Other music related films feature music gods PEARL JAM (in CAMERON CROWE’S PEARL JAM TWENTY), NEIL YOUNG (in JONATHAN DEMME’S NEIL YOUNG JOURNEYS) and PAUL McCARTNEY (in AL MAYSLES’ THE LOVE WE MAKE).
“I just hope none of these rock stars trash our red carpet,” joked CAMERON BAILEY.
“Last year, of course, we had Bruce Springsteen in town for the festival and I think this year we’re lucky enough to have these incredible musicians….It’s a natural relationship, I think, between movies and music and it’s great that we have them both going on this year.”
This year’s marathon will also establish film festivities more firmly in the festival’s new home, the TIFF BELL LIGHTBOX. The gleaming facility features state of the art soft seat theatres, high end eateries and window lined conference space.

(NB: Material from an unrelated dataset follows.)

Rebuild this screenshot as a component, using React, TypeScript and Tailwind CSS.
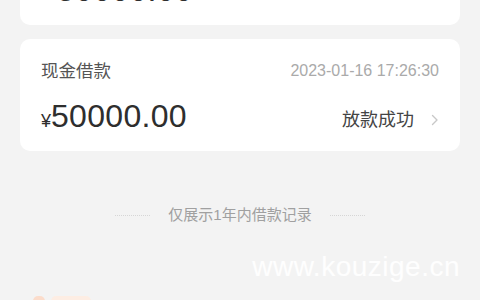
import type { FC } from 'react';

const font = { fontFamily: '"Liberation Sans", "Noto Sans CJK SC", sans-serif' };

const ChevronRight: FC = () => (
  <svg width="8" height="12" viewBox="0 0 8 12" fill="none" className="ml-[17px]">
    <path d="M1.5 1.5 6 6l-4.5 4.5" stroke="#c8c8c8" strokeWidth="1.4" strokeLinecap="round" strokeLinejoin="round" />
  </svg>
);

const LoanCard: FC = () => (
  <div className="mx-[20px] mt-[14px] h-[112px] rounded-[10px] bg-white px-[21px] pt-[22px]">
    <div className="flex items-center justify-between">
      <span className="text-[17.5px] leading-[20px] text-[#555]">现金借款</span>
      <span className="text-[16px] leading-[20px] text-[#aaa]">2023-01-16 17:26:30</span>
    </div>
    <div className="mt-[19px] flex items-end justify-between">
      <div className="flex items-baseline text-[#2e2e2e]">
        <span className="text-[18px] leading-none">¥</span>
        <span className="text-[32px] leading-none tracking-[0.3px]">50000.00</span>
      </div>
      <div className="flex items-center pb-[1px]">
        <span className="text-[18px] leading-[22px] text-[#444]">放款成功</span>
        <ChevronRight />
      </div>
    </div>
  </div>
);

export default function App() {
  return (
    <div className="relative h-[300px] w-[480px] overflow-hidden bg-[#f3f3f3]" style={font}>
      <div className="mx-[20px] flex h-[25px] items-end overflow-hidden rounded-b-[10px] bg-white pb-[19px] pl-[37px]">
        <span className="text-[32px] leading-none tracking-[0.3px] text-[#2e2e2e]">50000.00</span>
      </div>
      <LoanCard />
      <div className="mt-[54px] flex items-center justify-center">
        <div className="w-[35px] border-t border-dotted border-[#d6d6d6]" />
        <span className="mx-[18px] text-[15px] leading-[20px] text-[#a0a0a0]">仅展示1年内借款记录</span>
        <div className="w-[35px] border-t border-dotted border-[#d6d6d6]" />
      </div>
      <div className="mt-[27px] flex justify-end pr-[20px]">
        <span className="text-[28px] leading-[30px] tracking-[0.5px] text-white/90">www.kouzige.cn</span>
      </div>
      <div className="absolute bottom-[-6px] left-[33px] flex gap-[6px]">
        <div className="h-[10px] w-[12px] rounded-full bg-[#fbdccb]" />
        <div className="h-[10px] w-[40px] rounded-full bg-[#fdede3]" />
      </div>
    </div>
  );
}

CAMERON BAILEY predicted the new venue would bring the film community closer together, since events will be more tightly clustered in a denser section of downtown.
“You’re going to have people bumping into each other, rubbing shoulders a little bit more as filmmakers are rushing to their screenings in this neighbourhood and audiences are rushing to catch the next movie.”
“I’m hoping that it’ll feel more like kind of a block party – all 11 days long.”
The fest concludes on SEPTEMBER 18 with DAVID HARE’S spy thriller PAGE 8.